▸ Prompt:
Repeat, without any change, the entries presented below.

#### Input material

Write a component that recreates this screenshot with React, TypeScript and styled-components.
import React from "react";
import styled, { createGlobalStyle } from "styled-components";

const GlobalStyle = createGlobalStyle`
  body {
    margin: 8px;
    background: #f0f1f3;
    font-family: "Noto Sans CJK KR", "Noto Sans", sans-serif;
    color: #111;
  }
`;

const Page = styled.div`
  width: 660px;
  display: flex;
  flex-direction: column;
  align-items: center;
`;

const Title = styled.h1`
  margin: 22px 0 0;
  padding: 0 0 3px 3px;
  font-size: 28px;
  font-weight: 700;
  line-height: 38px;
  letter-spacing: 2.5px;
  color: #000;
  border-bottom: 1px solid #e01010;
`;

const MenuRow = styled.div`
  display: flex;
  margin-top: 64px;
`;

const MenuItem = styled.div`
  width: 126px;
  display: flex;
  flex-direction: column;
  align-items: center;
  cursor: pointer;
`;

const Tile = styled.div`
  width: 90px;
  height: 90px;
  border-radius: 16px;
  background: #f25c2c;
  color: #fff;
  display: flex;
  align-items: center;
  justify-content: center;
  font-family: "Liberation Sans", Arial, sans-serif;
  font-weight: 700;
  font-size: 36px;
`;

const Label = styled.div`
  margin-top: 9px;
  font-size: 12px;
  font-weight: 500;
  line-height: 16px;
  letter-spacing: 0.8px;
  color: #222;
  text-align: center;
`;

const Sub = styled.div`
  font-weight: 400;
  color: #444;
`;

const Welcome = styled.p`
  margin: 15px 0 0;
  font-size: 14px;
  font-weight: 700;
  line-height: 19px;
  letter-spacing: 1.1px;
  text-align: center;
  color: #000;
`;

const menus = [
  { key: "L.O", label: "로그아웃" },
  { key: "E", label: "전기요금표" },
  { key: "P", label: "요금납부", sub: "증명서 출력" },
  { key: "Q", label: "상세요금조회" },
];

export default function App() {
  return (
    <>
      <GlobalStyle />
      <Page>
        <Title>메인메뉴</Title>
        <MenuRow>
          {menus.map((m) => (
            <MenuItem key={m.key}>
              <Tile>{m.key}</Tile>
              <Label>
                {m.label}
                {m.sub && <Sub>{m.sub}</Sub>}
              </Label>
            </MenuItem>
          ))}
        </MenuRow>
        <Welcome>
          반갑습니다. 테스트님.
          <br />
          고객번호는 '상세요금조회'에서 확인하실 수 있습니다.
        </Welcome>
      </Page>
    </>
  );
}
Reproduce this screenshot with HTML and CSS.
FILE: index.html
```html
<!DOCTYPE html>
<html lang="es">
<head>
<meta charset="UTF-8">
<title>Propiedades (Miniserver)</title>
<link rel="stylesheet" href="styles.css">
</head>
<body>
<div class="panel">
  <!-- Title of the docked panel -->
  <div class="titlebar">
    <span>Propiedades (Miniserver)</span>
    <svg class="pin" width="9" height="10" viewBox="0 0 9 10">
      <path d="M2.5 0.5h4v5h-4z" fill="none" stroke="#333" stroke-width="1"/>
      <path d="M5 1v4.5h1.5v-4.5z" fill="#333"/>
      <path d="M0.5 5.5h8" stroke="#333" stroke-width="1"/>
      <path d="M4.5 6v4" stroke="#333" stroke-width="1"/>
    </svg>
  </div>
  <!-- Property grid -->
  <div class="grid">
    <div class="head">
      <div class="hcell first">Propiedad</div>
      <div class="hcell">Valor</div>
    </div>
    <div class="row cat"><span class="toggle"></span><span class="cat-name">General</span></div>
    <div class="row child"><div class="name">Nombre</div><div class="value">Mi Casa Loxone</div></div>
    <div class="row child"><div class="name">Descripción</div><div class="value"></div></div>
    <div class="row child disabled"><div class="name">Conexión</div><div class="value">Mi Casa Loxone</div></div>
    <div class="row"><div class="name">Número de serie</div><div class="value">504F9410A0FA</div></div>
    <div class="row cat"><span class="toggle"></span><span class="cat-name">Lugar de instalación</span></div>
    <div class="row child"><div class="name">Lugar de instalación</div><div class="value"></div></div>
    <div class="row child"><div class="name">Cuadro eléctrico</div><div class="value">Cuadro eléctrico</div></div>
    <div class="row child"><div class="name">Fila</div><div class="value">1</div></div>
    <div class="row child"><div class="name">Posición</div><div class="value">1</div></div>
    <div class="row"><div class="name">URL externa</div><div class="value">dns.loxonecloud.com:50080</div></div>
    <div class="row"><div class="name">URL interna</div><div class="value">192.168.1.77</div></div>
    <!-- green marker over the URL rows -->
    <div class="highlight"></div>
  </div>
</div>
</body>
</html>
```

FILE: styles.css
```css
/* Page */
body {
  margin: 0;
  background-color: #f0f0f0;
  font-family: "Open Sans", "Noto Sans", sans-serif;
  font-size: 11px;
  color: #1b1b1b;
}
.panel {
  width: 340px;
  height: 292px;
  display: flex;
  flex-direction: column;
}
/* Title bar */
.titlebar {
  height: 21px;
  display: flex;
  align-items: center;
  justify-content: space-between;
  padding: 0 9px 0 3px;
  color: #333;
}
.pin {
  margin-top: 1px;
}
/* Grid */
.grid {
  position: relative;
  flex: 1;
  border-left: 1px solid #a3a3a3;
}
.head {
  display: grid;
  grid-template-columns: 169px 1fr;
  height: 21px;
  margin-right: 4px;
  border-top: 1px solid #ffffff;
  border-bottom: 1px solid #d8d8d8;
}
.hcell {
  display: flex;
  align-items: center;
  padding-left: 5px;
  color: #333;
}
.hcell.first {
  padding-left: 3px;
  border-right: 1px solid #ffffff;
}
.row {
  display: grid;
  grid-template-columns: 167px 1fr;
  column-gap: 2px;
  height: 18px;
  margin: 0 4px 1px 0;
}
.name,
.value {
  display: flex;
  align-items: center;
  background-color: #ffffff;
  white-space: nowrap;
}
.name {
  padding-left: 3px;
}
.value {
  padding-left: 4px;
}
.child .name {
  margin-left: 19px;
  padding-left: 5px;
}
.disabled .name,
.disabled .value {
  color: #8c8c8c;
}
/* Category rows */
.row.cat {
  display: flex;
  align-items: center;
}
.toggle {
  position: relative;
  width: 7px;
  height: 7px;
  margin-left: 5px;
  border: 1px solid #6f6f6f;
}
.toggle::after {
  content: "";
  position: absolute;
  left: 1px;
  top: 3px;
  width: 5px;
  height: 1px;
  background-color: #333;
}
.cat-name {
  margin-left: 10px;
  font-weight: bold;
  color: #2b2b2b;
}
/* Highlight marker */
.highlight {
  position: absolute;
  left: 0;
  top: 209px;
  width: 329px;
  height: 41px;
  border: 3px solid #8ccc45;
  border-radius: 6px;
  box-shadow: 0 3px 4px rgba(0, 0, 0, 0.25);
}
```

########

▸ Solution to this task:
Write a component that recreates this screenshot with React, TypeScript and styled-components.
import React from "react";
import styled, { createGlobalStyle } from "styled-components";

const GlobalStyle = createGlobalStyle`
  body {
    margin: 8px;
    background: #f0f1f3;
    font-family: "Noto Sans CJK KR", "Noto Sans", sans-serif;
    color: #111;
  }
`;

const Page = styled.div`
  width: 660px;
  display: flex;
  flex-direction: column;
  align-items: center;
`;

const Title = styled.h1`
  margin: 22px 0 0;
  padding: 0 0 3px 3px;
  font-size: 28px;
  font-weight: 700;
  line-height: 38px;
  letter-spacing: 2.5px;
  color: #000;
  border-bottom: 1px solid #e01010;
`;

const MenuRow = styled.div`
  display: flex;
  margin-top: 64px;
`;

const MenuItem = styled.div`
  width: 126px;
  display: flex;
  flex-direction: column;
  align-items: center;
  cursor: pointer;
`;

const Tile = styled.div`
  width: 90px;
  height: 90px;
  border-radius: 16px;
  background: #f25c2c;
  color: #fff;
  display: flex;
  align-items: center;
  justify-content: center;
  font-family: "Liberation Sans", Arial, sans-serif;
  font-weight: 700;
  font-size: 36px;
`;

const Label = styled.div`
  margin-top: 9px;
  font-size: 12px;
  font-weight: 500;
  line-height: 16px;
  letter-spacing: 0.8px;
  color: #222;
  text-align: center;
`;

const Sub = styled.div`
  font-weight: 400;
  color: #444;
`;

const Welcome = styled.p`
  margin: 15px 0 0;
  font-size: 14px;
  font-weight: 700;
  line-height: 19px;
  letter-spacing: 1.1px;
  text-align: center;
  color: #000;
`;

const menus = [
  { key: "L.O", label: "로그아웃" },
  { key: "E", label: "전기요금표" },
  { key: "P", label: "요금납부", sub: "증명서 출력" },
  { key: "Q", label: "상세요금조회" },
];

export default function App() {
  return (
    <>
      <GlobalStyle />
      <Page>
        <Title>메인메뉴</Title>
        <MenuRow>
          {menus.map((m) => (
            <MenuItem key={m.key}>
              <Tile>{m.key}</Tile>
              <Label>
                {m.label}
                {m.sub && <Sub>{m.sub}</Sub>}
              </Label>
            </MenuItem>
          ))}
        </MenuRow>
        <Welcome>
          반갑습니다. 테스트님.
          <br />
          고객번호는 '상세요금조회'에서 확인하실 수 있습니다.
        </Welcome>
      </Page>
    </>
  );
}
Reproduce this screenshot with HTML and CSS.
FILE: index.html
```html
<!DOCTYPE html>
<html lang="es">
<head>
<meta charset="UTF-8">
<title>Propiedades (Miniserver)</title>
<link rel="stylesheet" href="styles.css">
</head>
<body>
<div class="panel">
  <!-- Title of the docked panel -->
  <div class="titlebar">
    <span>Propiedades (Miniserver)</span>
    <svg class="pin" width="9" height="10" viewBox="0 0 9 10">
      <path d="M2.5 0.5h4v5h-4z" fill="none" stroke="#333" stroke-width="1"/>
      <path d="M5 1v4.5h1.5v-4.5z" fill="#333"/>
      <path d="M0.5 5.5h8" stroke="#333" stroke-width="1"/>
      <path d="M4.5 6v4" stroke="#333" stroke-width="1"/>
    </svg>
  </div>
  <!-- Property grid -->
  <div class="grid">
    <div class="head">
      <div class="hcell first">Propiedad</div>
      <div class="hcell">Valor</div>
    </div>
    <div class="row cat"><span class="toggle"></span><span class="cat-name">General</span></div>
    <div class="row child"><div class="name">Nombre</div><div class="value">Mi Casa Loxone</div></div>
    <div class="row child"><div class="name">Descripción</div><div class="value"></div></div>
    <div class="row child disabled"><div class="name">Conexión</div><div class="value">Mi Casa Loxone</div></div>
    <div class="row"><div class="name">Número de serie</div><div class="value">504F9410A0FA</div></div>
    <div class="row cat"><span class="toggle"></span><span class="cat-name">Lugar de instalación</span></div>
    <div class="row child"><div class="name">Lugar de instalación</div><div class="value"></div></div>
    <div class="row child"><div class="name">Cuadro eléctrico</div><div class="value">Cuadro eléctrico</div></div>
    <div class="row child"><div class="name">Fila</div><div class="value">1</div></div>
    <div class="row child"><div class="name">Posición</div><div class="value">1</div></div>
    <div class="row"><div class="name">URL externa</div><div class="value">dns.loxonecloud.com:50080</div></div>
    <div class="row"><div class="name">URL interna</div><div class="value">192.168.1.77</div></div>
    <!-- green marker over the URL rows -->
    <div class="highlight"></div>
  </div>
</div>
</body>
</html>
```

FILE: styles.css
```css
/* Page */
body {
  margin: 0;
  background-color: #f0f0f0;
  font-family: "Open Sans", "Noto Sans", sans-serif;
  font-size: 11px;
  color: #1b1b1b;
}
.panel {
  width: 340px;
  height: 292px;
  display: flex;
  flex-direction: column;
}
/* Title bar */
.titlebar {
  height: 21px;
  display: flex;
  align-items: center;
  justify-content: space-between;
  padding: 0 9px 0 3px;
  color: #333;
}
.pin {
  margin-top: 1px;
}
/* Grid */
.grid {
  position: relative;
  flex: 1;
  border-left: 1px solid #a3a3a3;
}
.head {
  display: grid;
  grid-template-columns: 169px 1fr;
  height: 21px;
  margin-right: 4px;
  border-top: 1px solid #ffffff;
  border-bottom: 1px solid #d8d8d8;
}
.hcell {
  display: flex;
  align-items: center;
  padding-left: 5px;
  color: #333;
}
.hcell.first {
  padding-left: 3px;
  border-right: 1px solid #ffffff;
}
.row {
  display: grid;
  grid-template-columns: 167px 1fr;
  column-gap: 2px;
  height: 18px;
  margin: 0 4px 1px 0;
}
.name,
.value {
  display: flex;
  align-items: center;
  background-color: #ffffff;
  white-space: nowrap;
}
.name {
  padding-left: 3px;
}
.value {
  padding-left: 4px;
}
.child .name {
  margin-left: 19px;
  padding-left: 5px;
}
.disabled .name,
.disabled .value {
  color: #8c8c8c;
}
/* Category rows */
.row.cat {
  display: flex;
  align-items: center;
}
.toggle {
  position: relative;
  width: 7px;
  height: 7px;
  margin-left: 5px;
  border: 1px solid #6f6f6f;
}
.toggle::after {
  content: "";
  position: absolute;
  left: 1px;
  top: 3px;
  width: 5px;
  height: 1px;
  background-color: #333;
}
.cat-name {
  margin-left: 10px;
  font-weight: bold;
  color: #2b2b2b;
}
/* Highlight marker */
.highlight {
  position: absolute;
  left: 0;
  top: 209px;
  width: 329px;
  height: 41px;
  border: 3px solid #8ccc45;
  border-radius: 6px;
  box-shadow: 0 3px 4px rgba(0, 0, 0, 0.25);
}
```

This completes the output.